## Information shown

__________________________________________________

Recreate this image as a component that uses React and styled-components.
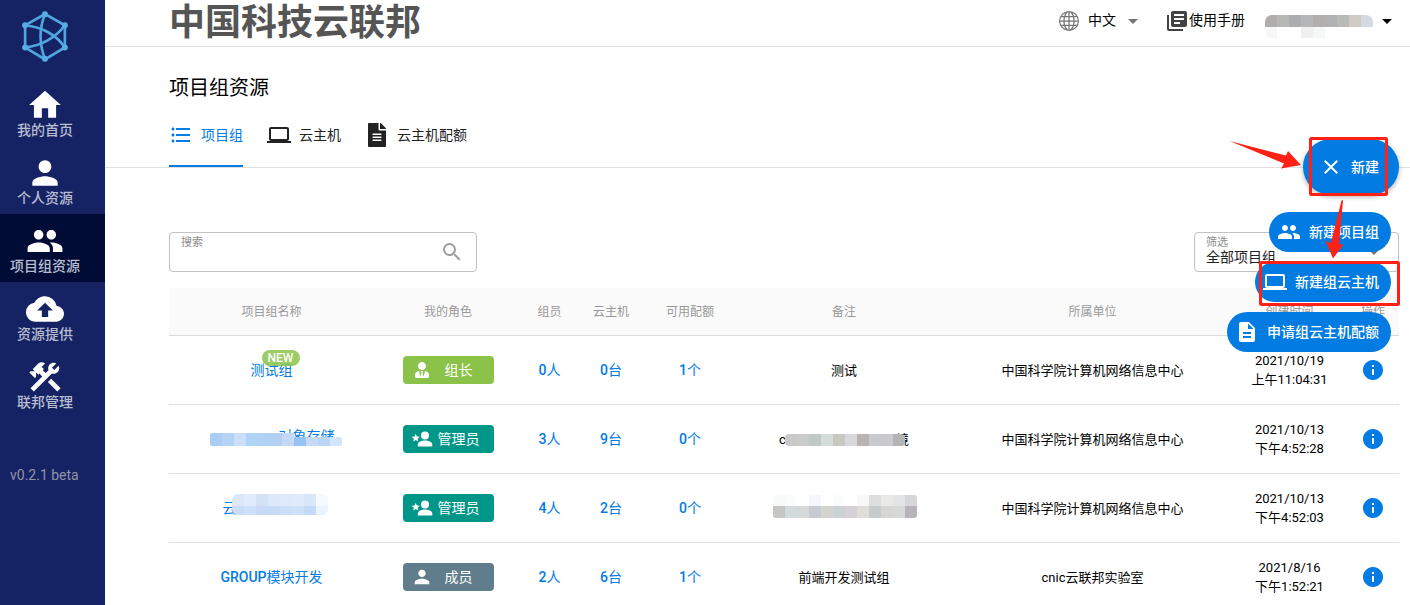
import { useState } from "react";
import styled, { createGlobalStyle, css } from "styled-components";
import {
  MdArrowDropDown,
  MdClose,
  MdCloudUpload,
  MdConstruction,
  MdDescription,
  MdFormatListBulleted,
  MdGroup,
  MdHome,
  MdInfo,
  MdLaptop,
  MdLibraryBooks,
  MdPerson,
  MdSearch,
} from "react-icons/md";
import { FaFileAlt, FaUserTie } from "react-icons/fa";
import { BsGlobe } from "react-icons/bs";

const menus = [
  { label: "我的首页", Icon: MdHome },
  { label: "个人资源", Icon: MdPerson },
  { label: "项目组资源", Icon: MdGroup, active: true },
  { label: "资源提供", Icon: MdCloudUpload },
  { label: "联邦管理", Icon: MdConstruction },
];

const tabs = [
  { label: "项目组", Icon: MdFormatListBulleted },
  { label: "云主机", Icon: MdLaptop },
  { label: "云主机配额", Icon: FaFileAlt },
];

const actions = [
  { label: "新建项目组", Icon: MdGroup },
  { label: "新建组云主机", Icon: MdLaptop },
  { label: "申请组云主机配额", Icon: MdDescription },
];

const columns = [
  { label: "项目组名称", width: 205 },
  { label: "我的角色", width: 148 },
  { label: "组员", width: 55 },
  { label: "云主机", width: 68 },
  { label: "可用配额", width: 90 },
  { label: "备注", width: 218 },
  { label: "所属单位" },
  { label: "创建时间", width: 115 },
  { label: "操作", width: 52 },
];

const roles = {
  owner: { label: "组长", color: "#8bc34a", icon: <FaUserTie size={16} /> },
  leader: { label: "管理员", color: "#009688", icon: <PersonStar /> },
  member: { label: "成员", color: "#607d8b", icon: <MdPerson size={22} /> },
};

const masks = {
  user: {
    x: 0,
    y: 0,
    radius: 7,
    rows: [
      { h: 12, colors: ["#b0aeac", "#b7b7b5", "#abadb0", "#b5b6b8", "#b3afaf", "#b1b0b2", "#b8bab8", "#cfcac4", "#d4d9e2"] },
      { h: 11, colors: ["#f7f7f7", "", "", "#f0f0f1", "#f6f7f7"] },
    ],
  },
  storage: {
    x: 1,
    y: 6,
    radius: 2,
    rows: [
      { h: 4, colors: ["#a9cdf3", "#b4d4f5", "#cbe0f8", "#b1d3f5", "#b0d2f4", "#b4d1f2", "#c3d9f6"] },
      { h: 9, colors: ["#a9cdf3", "#b4d4f5", "#cbe0f8", "#b1d3f5", "#b0d2f4", "#b4d1f2", "#c3d9f6", "#96c3f2", "#c5daf7", "#bdd5f4", "#d1e6fa"] },
    ],
  },
  cloud: {
    x: 9,
    y: -5,
    radius: 6,
    rows: [
      { h: 12, colors: ["#dbe8f9", "#dfecfb", "#d4e2f6", "#dce9fa", "#dceafa", "#dfebfa", "#d7e6f9", "#f5faff"] },
      { h: 9, colors: ["#cbddf6", "#cde2f8", "#cad9f5", "#c5dbf6", "#cbe0f8", "#cfe1f8", "#c4daf6", "#e8f3fd"] },
    ],
  },
  remark: {
    x: 6,
    y: 4,
    radius: 4,
    rows: [
      { h: 12, colors: ["#c9c9cb", "#c9cccb", "#c1cac6", "#d5dddb", "#c8c8c2", "#d8d8dc", "#b9b4b1", "#c9cad0", "#c9c9cb", "#b4b5b2"] },
    ],
  },
  remarkLong: {
    x: 1,
    y: -1,
    radius: 3,
    rows: [
      { h: 11, colors: ["#f7faf9", "#fafcfc", "", "#f5f7fa", "", "#fafcfb", "", "#f9f7f9", "#dededf", "#e9e9e7", "#e2e4e5", "#d6d6d8"] },
      { h: 12, colors: ["#c6c6c5", "#d3dada", "#d6d9d9", "#c7cad1", "#d2d4cd", "#cad3d2", "#d5d2d7", "#e0dcd8", "#c8cbcc", "#d8d6d3", "#d6d9d7", "#b8b4b9"] },
    ],
  },
};

const groups = [
  {
    name: "测试组",
    isNew: true,
    role: "owner",
    counts: [0, 0, 1],
    remark: "测试",
    org: "中国科学院计算机网络信息中心",
    date: "2021/10/19",
    time: "上午11:04:31",
  },
  {
    name: <Masked width={126} mask={masks.storage} end="对象存储" />,
    role: "leader",
    counts: [3, 9, 0],
    remark: <Masked width={130} mask={masks.remark} start="c" end="境" />,
    org: "中国科学院计算机网络信息中心",
    date: "2021/10/13",
    time: "下午4:52:28",
  },
  {
    name: <Masked width={98} mask={masks.cloud} start="云" />,
    role: "leader",
    counts: [4, 2, 0],
    remark: <Masked width={144} mask={masks.remarkLong} />,
    org: "中国科学院计算机网络信息中心",
    date: "2021/10/13",
    time: "下午4:52:03",
  },
  {
    prefix: "GROUP",
    name: "模块开发",
    role: "member",
    counts: [2, 6, 1],
    remark: "前端开发测试组",
    org: "cnic云联邦实验室",
    date: "2021/8/16",
    time: "下午1:52:21",
  },
];

const units = ["人", "台", "个"];

export default function App() {
  const [keyword, setKeyword] = useState("");

  return (
    <>
      <GlobalStyle />
      <Shell>
        <Sidebar>
          <Logo />
          <nav>
            {menus.map(({ label, Icon, active }) => (
              <MenuItem key={label} href="#" $active={active}>
                <Icon size={38} />
                <MenuLabel>{label}</MenuLabel>
              </MenuItem>
            ))}
          </nav>
          <Version>v0.2.1 beta</Version>
        </Sidebar>

        <Main>
          <TopBar>
            <Brand>中国科技云联邦</Brand>
            <TopTools>
              <LangButton type="button">
                <BsGlobe size={20} color="#757575" />
                <Label>中文</Label>
                <MdArrowDropDown size={24} color="#757575" />
              </LangButton>
              <ManualLink href="#">
                <MdLibraryBooks size={24} color="#424242" />
                <Label>使用手册</Label>
              </ManualLink>
              <UserButton type="button" aria-label="用户">
                <UserName>
                  <Mosaic {...masks.user} />
                </UserName>
                <MdArrowDropDown size={24} />
              </UserButton>
            </TopTools>
          </TopBar>

          <PageHead>
            <PageTitle>项目组资源</PageTitle>
            <TabList>
              {tabs.map(({ label, Icon }, i) => (
                <Tab key={label} href="#" $active={i === 0}>
                  <Icon size={24} />
                  <Label>{label}</Label>
                </Tab>
              ))}
            </TabList>
          </PageHead>

          <Content>
            <Toolbar>
              <SearchField>
                <FieldLabel htmlFor="search">搜索</FieldLabel>
                <SearchInput
                  id="search"
                  value={keyword}
                  onChange={(e) => setKeyword(e.target.value)}
                />
                <MdSearch size={24} color="#9e9e9e" />
              </SearchField>
              <FilterField>
                <FieldLabel htmlFor="filter">筛选</FieldLabel>
                <FilterSelect id="filter">
                  <option>全部项目组</option>
                </FilterSelect>
                <MdArrowDropDown size={24} color="#757575" />
              </FilterField>
            </Toolbar>

            <Table>
              <thead>
                <tr>
                  {columns.map(({ label, width }) => (
                    <HeadCell key={label} $width={width}>
                      {label}
                    </HeadCell>
                  ))}
                </tr>
              </thead>
              <tbody>
                {groups.map((group, i) => (
                  <GroupRow key={i} group={group} />
                ))}
              </tbody>
            </Table>
          </Content>
        </Main>

        <SpeedDial>
          <Fab type="button">
            <MdClose size={24} />
            <Label>新建</Label>
          </Fab>
          <FabActions>
            {actions.map(({ label, Icon }) => (
              <FabAction key={label} type="button">
                <Icon size={24} />
                <Label>{label}</Label>
              </FabAction>
            ))}
          </FabActions>
        </SpeedDial>
        <Guide />
      </Shell>
    </>
  );
}

function GroupRow({ group }) {
  const role = roles[group.role];
  return (
    <tr>
      <Cell>
        <TextLink href="#">
          {group.prefix && <Latin>{group.prefix}</Latin>}
          {group.name}
          {group.isNew && <NewBadge>NEW</NewBadge>}
        </TextLink>
      </Cell>
      <Cell>
        <RoleTag $color={role.color}>
          <RoleIcon>{role.icon}</RoleIcon>
          <RoleName>{role.label}</RoleName>
        </RoleTag>
      </Cell>
      {group.counts.map((count, i) => (
        <Cell key={units[i]}>
          <TextLink href="#">
            <Latin>{count}</Latin>
            {units[i]}
          </TextLink>
        </Cell>
      ))}
      <Cell>{group.remark}</Cell>
      <Cell>{group.org}</Cell>
      <Cell>
        {group.date}
        <br />
        {group.time}
      </Cell>
      <Cell>
        <InfoButton type="button" aria-label="详情">
          <MdInfo size={24} />
        </InfoButton>
      </Cell>
    </tr>
  );
}

function Masked({ mask, start, end, width }) {
  return (
    <MaskedText $width={width}>
      <span>{start}</span>
      <span>{end}</span>
      <Mosaic {...mask} />
    </MaskedText>
  );
}

function Mosaic({ x, y, radius, rows }) {
  const cell = 12;
  const width = Math.max(...rows.map((row) => row.colors.length)) * cell;
  const height = rows.reduce((sum, row) => sum + row.h, 0);
  return (
    <MosaicSvg $x={x} $y={y} $radius={radius} width={width} height={height} aria-hidden="true">
      {rows.map((row, r) =>
        row.colors.map(
          (color, c) =>
            color && (
              <rect
                key={`${r}-${c}`}
                x={c * cell}
                y={r === 0 ? 0 : rows[0].h}
                width={cell}
                height={row.h}
                fill={color}
                shapeRendering="crispEdges"
              />
            )
        )
      )}
    </MosaicSvg>
  );
}

function PersonStar() {
  return (
    <svg width="22" height="18" viewBox="0 0 22 18" fill="currentColor">
      <circle cx="14" cy="5.4" r="4" />
      <path d="M6.8 16.6v-2c0-2.7 4.4-4.1 7.2-4.1s7.3 1.4 7.3 4.1v2z" />
      <path d="M4.7 3.8l1.2 2.7 2.9.3-2.2 1.9.7 2.9-2.6-1.5-2.5 1.5.6-2.9L.6 6.8l2.9-.3z" />
    </svg>
  );
}

function Logo() {
  return (
    <LogoSvg viewBox="66 34 138 154" fill="none" stroke="#4fa5dd" strokeWidth="8">
      <path d="M135 43L195 77V144L135 180L75 144V77Z" />
      <path d="M135 43C118 85 118 135 135 180" />
      <path d="M75 77C125 82 170 106 195 144" />
      <path d="M195 77C170 112 125 139 75 144" />
      <g fill="#56aee3" stroke="none">
        <circle cx="135" cy="44" r="9" />
        <circle cx="195" cy="77" r="9" />
        <circle cx="195" cy="144" r="9" />
        <circle cx="135" cy="178" r="9" />
        <circle cx="75" cy="144" r="9" />
        <circle cx="75" cy="77" r="9" />
      </g>
    </LogoSvg>
  );
}

// red frames and arrows that lead through "新建" to "新建组云主机"
function Guide() {
  return (
    <GuideSvg viewBox="0 0 200 240" width="200" height="240" aria-hidden="true">
      <g fill="none" stroke="#ff2116" strokeWidth="3">
        <rect x="100.5" y="13.5" width="76" height="56" rx="1" />
        <rect x="50.5" y="137.5" width="138" height="42" rx="1" />
      </g>
      <g fill="#ff2116">
        <path d="M19.5 16L76 30.5L78 26L91 40L71 43.5L74 38.5Z" />
        <path d="M131.5 75.5Q132.5 74.5 133 76L129 119L133.5 119.5L123 133.5L115.5 116L121 118Z" />
      </g>
    </GuideSvg>
  );
}

const GlobalStyle = createGlobalStyle`
  * {
    box-sizing: border-box;
  }

  body {
    margin: 0;
    overflow: hidden;
    background: #fff;
    color: #000;
    font-family: Roboto, "Noto Sans CJK SC", sans-serif;
    font-size: 14px;
  }

  button, input, select {
    font: inherit;
  }

  a {
    color: inherit;
    text-decoration: none;
  }

  svg {
    flex-shrink: 0;
  }
`;

const Shell = styled.div`
  position: relative;
  display: flex;
  height: 100vh;
  overflow: hidden;
`;

const Sidebar = styled.aside`
  flex: 0 0 105px;
  background: #152364;
  color: #fff;
`;

const LogoSvg = styled.svg`
  display: block;
  width: 46px;
  height: 51px;
  margin: 11px 22px 16px;
`;

const MenuItem = styled.a`
  display: flex;
  flex-direction: column;
  align-items: center;
  height: 68px;
  padding: 8px 15px 0 0;
  background: ${({ $active }) => ($active ? "#000c36" : "transparent")};
`;

const MenuLabel = styled.span`
  color: #b9bdd0;
  font-weight: 500;
  line-height: 12px;
`;

const Version = styled.div`
  margin-top: 48px;
  padding-left: 10px;
  color: #9295a5;
  line-height: 18px;
`;

const Main = styled.main`
  flex: 1;
  min-width: 0;
`;

const TopBar = styled.header`
  display: flex;
  justify-content: space-between;
  height: 47px;
  padding: 0 11px 0 64px;
  border-bottom: 1px solid #e0e0e0;
`;

const Brand = styled.div`
  color: #555;
  font-size: 36px;
  font-weight: 700;
  line-height: 46px;
`;

const TopTools = styled.div`
  display: flex;
  align-items: center;
  height: 41px;
`;

// text beside an icon, raised so that the CJK glyphs sit on the icon's centre
const Label = styled.span`
  padding-bottom: 3px;
`;

const plainButton = css`
  display: flex;
  align-items: center;
  padding: 0;
  border: 0;
  background: none;
  color: inherit;
  cursor: pointer;
`;

const LangButton = styled.button`
  ${plainButton}
  margin-right: 20px;

  & svg:first-child {
    margin-right: 9px;
  }

  & svg:last-child {
    margin-left: 5px;
  }
`;

const ManualLink = styled.a`
  display: flex;
  align-items: center;
  margin-right: 20px;
`;

const UserButton = styled.button`
  ${plainButton}
`;

const UserName = styled.span`
  position: relative;
  width: 110px;
  height: 12px;
`;

const PageHead = styled.section`
  padding: 26px 64px 0;
  border-bottom: 1px solid #e0e0e0;
`;

const PageTitle = styled.h1`
  margin: 0 0 16px;
  font-size: 20px;
  font-weight: 400;
  line-height: 30px;
`;

const TabList = styled.nav`
  display: flex;
  gap: 24px;
`;

const Tab = styled.a`
  display: flex;
  align-items: center;
  gap: 8px;
  height: 48px;
  padding-bottom: 14px;
  border-bottom: 2px solid ${({ $active }) => ($active ? "#027be3" : "transparent")};
  color: ${({ $active }) => ($active ? "#027be3" : "#222")};
`;

const Content = styled.section`
  padding: 64px 11px 0 64px;
`;

const Toolbar = styled.div`
  display: flex;
  justify-content: space-between;
  margin-bottom: 16px;
`;

const Field = styled.div`
  position: relative;
  display: flex;
  align-items: center;
  height: 40px;
  border: 1px solid #c2c2c2;
  border-radius: 4px;

  & > svg {
    position: absolute;
    right: 12px;
    pointer-events: none;
  }
`;

const SearchField = styled(Field)`
  width: 308px;
`;

const FilterField = styled(Field)`
  width: 205px;
`;

const FieldLabel = styled.label`
  position: absolute;
  top: 2px;
  left: 11px;
  color: #8c8c8c;
  font-size: 11px;
  line-height: 16px;
`;

const control = css`
  width: 100%;
  height: 100%;
  padding: 10px 40px 0 11px;
  border: 0;
  outline: 0;
  background: transparent;
  color: #222;
`;

const SearchInput = styled.input`
  ${control}
`;

const FilterSelect = styled.select`
  ${control}
  appearance: none;
`;

const Table = styled.table`
  width: 100%;
  table-layout: fixed;
  border-collapse: separate;
  border-spacing: 0;
`;

const HeadCell = styled.th`
  width: ${({ $width }) => ($width ? `${$width}px` : "auto")};
  height: 48px;
  padding: 0 0 2px;
  border-bottom: 1px solid #dcdcdc;
  background: #fafafa;
  color: #999;
  font-size: 12px;
  font-weight: 400;
`;

const Cell = styled.td`
  height: 69px;
  padding: 0;
  border-bottom: 1px solid #e0e0e0;
  font-size: 13px;
  line-height: 19px;
  text-align: center;
`;

const TextLink = styled.a`
  position: relative;
  color: #027be3;
  font-size: 14px;
`;

const Latin = styled.span`
  font-weight: 500;
`;

const NewBadge = styled.span`
  position: absolute;
  top: -12px;
  right: -7px;
  width: 38px;
  border-radius: 8px;
  background: rgba(139, 195, 74, 0.85);
  color: #fff;
  font-size: 12px;
  font-weight: 500;
  line-height: 16px;
`;

const RoleTag = styled.span`
  display: flex;
  align-items: center;
  width: 91px;
  height: 28px;
  margin: 0 auto;
  padding: 0 10px 0 7px;
  border-radius: 4px;
  background: ${({ $color }) => $color};
  color: #fff;
  font-size: 14px;
`;

const RoleIcon = styled.span`
  display: flex;
  justify-content: center;
  width: 24px;
`;

const RoleName = styled.span`
  flex: 1;
`;

const InfoButton = styled.button`
  ${plainButton}
  margin: 0 auto;
  color: #027be3;
`;

const MaskedText = styled.span`
  position: relative;
  display: inline-flex;
  justify-content: space-between;
  width: ${({ $width }) => $width}px;
  height: 19px;
`;

const MosaicSvg = styled.svg`
  position: absolute;
  top: ${({ $y }) => $y}px;
  left: ${({ $x }) => $x}px;
  border-radius: ${({ $radius }) => $radius}px;
`;

const SpeedDial = styled.div`
  position: absolute;
  top: 139px;
  right: 11px;
`;

const fab = css`
  display: flex;
  align-items: center;
  gap: 8px;
  border: 0;
  background: #027be3;
  color: #fff;
  font-weight: 500;
  white-space: nowrap;
  cursor: pointer;
`;

const Fab = styled.button`
  ${fab}
  height: 56px;
  padding: 0 20px 0 16px;
  border-radius: 28px;
  box-shadow: 0 2px 5px rgba(0, 0, 0, 0.3);
`;

const FabActions = styled.div`
  position: absolute;
  top: 73px;
  right: 8px;
  display: flex;
  flex-direction: column;
  align-items: flex-end;
  gap: 10px;
`;

const FabAction = styled.button`
  ${fab}
  height: 40px;
  padding: 0 12px 0 8px;
  border-radius: 20px;
`;

const GuideSvg = styled.svg`
  position: absolute;
  top: 125px;
  right: 0;
  pointer-events: none;
`;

__________________________________________________

## Short exercise
All lines in the data that contain the word "components" should be copied.

## Written answer
Recreate this image as a component that uses React and styled-components.
import styled, { createGlobalStyle, css } from "styled-components";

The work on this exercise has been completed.